Your task is to give the listing below back word for word, pictures excluded.

• • •

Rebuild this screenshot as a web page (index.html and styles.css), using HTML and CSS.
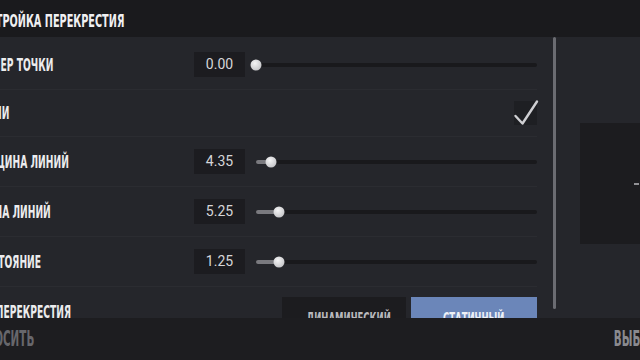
FILE: index.html
```html
<!DOCTYPE html>
<html lang="ru">
<head>
    <meta charset="UTF-8">
    <meta name="viewport" content="width=device-width, initial-scale=1.0">
    <title>Настройка перекрестия</title>
    <link rel="stylesheet" href="styles.css">
</head>
<body>
    <div class="screen">
        <div class="topbar">
            <h1 class="title"><span>НАСТРОЙКА ПЕРЕКРЕСТИЯ</span></h1>
        </div>

        <div class="main">
            <div class="list">
                <div class="row">
                    <div class="label"><span>РАЗМЕР ТОЧКИ</span></div>
                    <div class="value">0.00</div>
                    <div class="slider">
                        <div class="fill" style="width: 0%"></div>
                        <div class="thumb" style="left: 0%"></div>
                    </div>
                </div>

                <div class="row row-short">
                    <div class="label"><span>ЛИНИИ</span></div>
                    <div class="checkbox">
                        <svg viewBox="0 0 24 24" width="24" height="24">
                            <polyline points="1.5,15 8.5,22.5 23,0.5" fill="none" stroke="#cfcfd3" stroke-width="2.4" stroke-linecap="round" stroke-linejoin="round"/>
                        </svg>
                    </div>
                </div>

                <div class="row">
                    <div class="label"><span>ТОЛЩИНА ЛИНИЙ</span></div>
                    <div class="value">4.35</div>
                    <div class="slider">
                        <div class="fill" style="width: 5.2%"></div>
                        <div class="thumb" style="left: 5.2%"></div>
                    </div>
                </div>

                <div class="row">
                    <div class="label"><span>ДЛИНА ЛИНИЙ</span></div>
                    <div class="value">5.25</div>
                    <div class="slider">
                        <div class="fill" style="width: 8.2%"></div>
                        <div class="thumb" style="left: 8.2%"></div>
                    </div>
                </div>

                <div class="row">
                    <div class="label"><span>РАССТОЯНИЕ</span></div>
                    <div class="value">1.25</div>
                    <div class="slider">
                        <div class="fill" style="width: 8.2%"></div>
                        <div class="thumb" style="left: 8.2%"></div>
                    </div>
                </div>

                <div class="row">
                    <div class="label"><span>ТИП ПЕРЕКРЕСТИЯ</span></div>
                    <div class="segment">
                        <button class="seg-btn"><span>ДИНАМИЧЕСКИЙ</span></button>
                        <button class="seg-btn active"><span>СТАТИЧНЫЙ</span></button>
                    </div>
                </div>
            </div>

            <div class="scrollbar"></div>

            <div class="side">
                <div class="preview">
                    <svg class="crosshair" viewBox="0 0 40 40" width="40" height="40">
                        <g stroke="#b9b9be" stroke-width="1.5">
                            <line x1="11" y1="20" x2="16" y2="20"/>
                            <line x1="24" y1="20" x2="29" y2="20"/>
                            <line x1="20" y1="11" x2="20" y2="16"/>
                            <line x1="20" y1="24" x2="20" y2="29"/>
                        </g>
                    </svg>
                </div>
            </div>
        </div>

        <div class="footer">
            <div class="foot-btn"><span>СБРОСИТЬ</span></div>
            <div class="foot-btn foot-right"><span>ВЫБРАТЬ</span></div>
        </div>
    </div>
</body>
</html>
```

FILE: styles.css
```css
/* Global */
body {
    margin: 0;
    background: #25262b;
    overflow: hidden;
    font-family: "Roboto", "Liberation Sans", sans-serif;
}

/* the whole menu is cut by the left edge of the frame */
.screen {
    width: 705px;
    height: 360px;
    margin-left: -29px;
    display: flex;
    flex-direction: column;
}

.title span,
.label span,
.seg-btn span,
.foot-btn span {
    display: inline-block;
    white-space: nowrap;
    font-family: "DejaVu Sans Condensed", "DejaVu Sans", sans-serif;
    font-stretch: condensed;
    font-weight: bold;
}

/* Header */
.topbar {
    height: 37px;
    flex: none;
    background: #1a1a1d;
    display: flex;
    align-items: center;
    padding-top: 3px;
    box-sizing: border-box;
}

.title {
    margin: 0;
    padding-left: 2px;
    font-size: 18px;
    font-weight: bold;
    color: #f0f0f2;
}

.title span {
    transform: scaleX(0.6);
    transform-origin: left center;
}

/* Main area */
.main {
    flex: 1;
    display: flex;
    overflow: hidden;
    background: #25262b;
}

.list {
    width: 566px;
    flex: none;
    padding-top: 3px;
}

.row {
    height: 50px;
    display: flex;
    align-items: center;
    border-bottom: 1px solid #2b2c31;
    box-sizing: border-box;
}

.row-short {
    height: 47px;
}

.label {
    width: 223px;
    flex: none;
    font-size: 17px;
    color: #ececee;
}

.label span {
    transform: scaleX(0.6);
    transform-origin: left center;
}

.value {
    width: 51px;
    height: 25px;
    flex: none;
    background: #1c1c20;
    color: #d6d6d9;
    font-size: 14px;
    line-height: 25px;
    text-align: center;
}

/* Sliders */
.slider {
    flex: 1;
    margin-left: 11px;
    height: 4px;
    position: relative;
    background: #19191c;
    border-radius: 2px;
}

.fill {
    height: 100%;
    background: #7a7a7f;
    border-radius: 2px;
}

.thumb {
    position: absolute;
    top: 50%;
    width: 11px;
    height: 11px;
    border-radius: 50%;
    background: radial-gradient(circle at 40% 35%, #f4f4f5, #c9c9cc 70%, #a8a8ac);
    transform: translate(-50%, -50%);
}

/* Checkbox */
.checkbox {
    margin-left: auto;
    width: 23px;
    height: 24px;
    background: #1e1f23;
}

.checkbox svg {
    display: block;
    overflow: visible;
}

/* Segmented switch */
.segment {
    margin-left: auto;
    align-self: flex-start;
    margin-top: 10px;
    display: flex;
    gap: 5px;
}

.seg-btn {
    width: 124px;
    height: 37px;
    border: none;
    padding: 7px 0 0;
    background: #1c1c1f;
    color: #b9b9bd;
    font-size: 15px;
}

.seg-btn span {
    transform: scaleX(0.63);
}

.seg-btn.active {
    width: 126px;
    background: #6b86b9;
    color: #eef1f7;
}

/* Scrollbar and preview */
.scrollbar {
    width: 3px;
    height: 272px;
    flex: none;
    margin-left: 16px;
    background: #6b6c72;
    border-radius: 2px;
}

.side {
    padding-left: 24px;
    padding-top: 86px;
}

.preview {
    width: 126px;
    height: 121px;
    background: #1c1c1f;
    display: flex;
    align-items: center;
    justify-content: center;
}

/* Footer */
.footer {
    height: 42px;
    flex: none;
    background: #1d1d20;
    display: flex;
    align-items: center;
    justify-content: space-between;
    padding: 0 5px 0 0;
    box-sizing: border-box;
    font-size: 21px;
}

.foot-btn {
    color: #67676c;
}

.foot-btn span {
    transform: scaleX(0.55);
    transform-origin: left center;
}

.foot-right {
    color: #8a8a8f;
}

.foot-right span {
    transform-origin: right center;
}
```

• • •

=== SOLUTION TO THIS PROBLEM ===
Rebuild this screenshot as a web page (index.html and styles.css), using HTML and CSS.
FILE: index.html
```html
<!DOCTYPE html>
<html lang="ru">
<head>
    <meta charset="UTF-8">
    <meta name="viewport" content="width=device-width, initial-scale=1.0">
    <title>Настройка перекрестия</title>
    <link rel="stylesheet" href="styles.css">
</head>
<body>
    <div class="screen">
        <div class="topbar">
            <h1 class="title"><span>НАСТРОЙКА ПЕРЕКРЕСТИЯ</span></h1>
        </div>

        <div class="main">
            <div class="list">
                <div class="row">
                    <div class="label"><span>РАЗМЕР ТОЧКИ</span></div>
                    <div class="value">0.00</div>
                    <div class="slider">
                        <div class="fill" style="width: 0%"></div>
                        <div class="thumb" style="left: 0%"></div>
                    </div>
                </div>

                <div class="row row-short">
                    <div class="label"><span>ЛИНИИ</span></div>
                    <div class="checkbox">
                        <svg viewBox="0 0 24 24" width="24" height="24">
                            <polyline points="1.5,15 8.5,22.5 23,0.5" fill="none" stroke="#cfcfd3" stroke-width="2.4" stroke-linecap="round" stroke-linejoin="round"/>
                        </svg>
                    </div>
                </div>

                <div class="row">
                    <div class="label"><span>ТОЛЩИНА ЛИНИЙ</span></div>
                    <div class="value">4.35</div>
                    <div class="slider">
                        <div class="fill" style="width: 5.2%"></div>
                        <div class="thumb" style="left: 5.2%"></div>
                    </div>
                </div>

                <div class="row">
                    <div class="label"><span>ДЛИНА ЛИНИЙ</span></div>
                    <div class="value">5.25</div>
                    <div class="slider">
                        <div class="fill" style="width: 8.2%"></div>
                        <div class="thumb" style="left: 8.2%"></div>
                    </div>
                </div>

                <div class="row">
                    <div class="label"><span>РАССТОЯНИЕ</span></div>
                    <div class="value">1.25</div>
                    <div class="slider">
                        <div class="fill" style="width: 8.2%"></div>
                        <div class="thumb" style="left: 8.2%"></div>
                    </div>
                </div>

                <div class="row">
                    <div class="label"><span>ТИП ПЕРЕКРЕСТИЯ</span></div>
                    <div class="segment">
                        <button class="seg-btn"><span>ДИНАМИЧЕСКИЙ</span></button>
                        <button class="seg-btn active"><span>СТАТИЧНЫЙ</span></button>
                    </div>
                </div>
            </div>

            <div class="scrollbar"></div>

            <div class="side">
                <div class="preview">
                    <svg class="crosshair" viewBox="0 0 40 40" width="40" height="40">
                        <g stroke="#b9b9be" stroke-width="1.5">
                            <line x1="11" y1="20" x2="16" y2="20"/>
                            <line x1="24" y1="20" x2="29" y2="20"/>
                            <line x1="20" y1="11" x2="20" y2="16"/>
                            <line x1="20" y1="24" x2="20" y2="29"/>
                        </g>
                    </svg>
                </div>
            </div>
        </div>

        <div class="footer">
            <div class="foot-btn"><span>СБРОСИТЬ</span></div>
            <div class="foot-btn foot-right"><span>ВЫБРАТЬ</span></div>
        </div>
    </div>
</body>
</html>
```

FILE: styles.css
```css
/* Global */
body {
    margin: 0;
    background: #25262b;
    overflow: hidden;
    font-family: "Roboto", "Liberation Sans", sans-serif;
}

/* the whole menu is cut by the left edge of the frame */
.screen {
    width: 705px;
    height: 360px;
    margin-left: -29px;
    display: flex;
    flex-direction: column;
}

.title span,
.label span,
.seg-btn span,
.foot-btn span {
    display: inline-block;
    white-space: nowrap;
    font-family: "DejaVu Sans Condensed", "DejaVu Sans", sans-serif;
    font-stretch: condensed;
    font-weight: bold;
}

/* Header */
.topbar {
    height: 37px;
    flex: none;
    background: #1a1a1d;
    display: flex;
    align-items: center;
    padding-top: 3px;
    box-sizing: border-box;
}

.title {
    margin: 0;
    padding-left: 2px;
    font-size: 18px;
    font-weight: bold;
    color: #f0f0f2;
}

.title span {
    transform: scaleX(0.6);
    transform-origin: left center;
}

/* Main area */
.main {
    flex: 1;
    display: flex;
    overflow: hidden;
    background: #25262b;
}

.list {
    width: 566px;
    flex: none;
    padding-top: 3px;
}

.row {
    height: 50px;
    display: flex;
    align-items: center;
    border-bottom: 1px solid #2b2c31;
    box-sizing: border-box;
}

.row-short {
    height: 47px;
}

.label {
    width: 223px;
    flex: none;
    font-size: 17px;
    color: #ececee;
}

.label span {
    transform: scaleX(0.6);
    transform-origin: left center;
}

.value {
    width: 51px;
    height: 25px;
    flex: none;
    background: #1c1c20;
    color: #d6d6d9;
    font-size: 14px;
    line-height: 25px;
    text-align: center;
}

/* Sliders */
.slider {
    flex: 1;
    margin-left: 11px;
    height: 4px;
    position: relative;
    background: #19191c;
    border-radius: 2px;
}

.fill {
    height: 100%;
    background: #7a7a7f;
    border-radius: 2px;
}

.thumb {
    position: absolute;
    top: 50%;
    width: 11px;
    height: 11px;
    border-radius: 50%;
    background: radial-gradient(circle at 40% 35%, #f4f4f5, #c9c9cc 70%, #a8a8ac);
    transform: translate(-50%, -50%);
}

/* Checkbox */
.checkbox {
    margin-left: auto;
    width: 23px;
    height: 24px;
    background: #1e1f23;
}

.checkbox svg {
    display: block;
    overflow: visible;
}

/* Segmented switch */
.segment {
    margin-left: auto;
    align-self: flex-start;
    margin-top: 10px;
    display: flex;
    gap: 5px;
}

.seg-btn {
    width: 124px;
    height: 37px;
    border: none;
    padding: 7px 0 0;
    background: #1c1c1f;
    color: #b9b9bd;
    font-size: 15px;
}

.seg-btn span {
    transform: scaleX(0.63);
}

.seg-btn.active {
    width: 126px;
    background: #6b86b9;
    color: #eef1f7;
}

/* Scrollbar and preview */
.scrollbar {
    width: 3px;
    height: 272px;
    flex: none;
    margin-left: 16px;
    background: #6b6c72;
    border-radius: 2px;
}

.side {
    padding-left: 24px;
    padding-top: 86px;
}

.preview {
    width: 126px;
    height: 121px;
    background: #1c1c1f;
    display: flex;
    align-items: center;
    justify-content: center;
}

/* Footer */
.footer {
    height: 42px;
    flex: none;
    background: #1d1d20;
    display: flex;
    align-items: center;
    justify-content: space-between;
    padding: 0 5px 0 0;
    box-sizing: border-box;
    font-size: 21px;
}

.foot-btn {
    color: #67676c;
}

.foot-btn span {
    transform: scaleX(0.55);
    transform-origin: left center;
}

.foot-right {
    color: #8a8a8f;
}

.foot-right span {
    transform-origin: right center;
}
```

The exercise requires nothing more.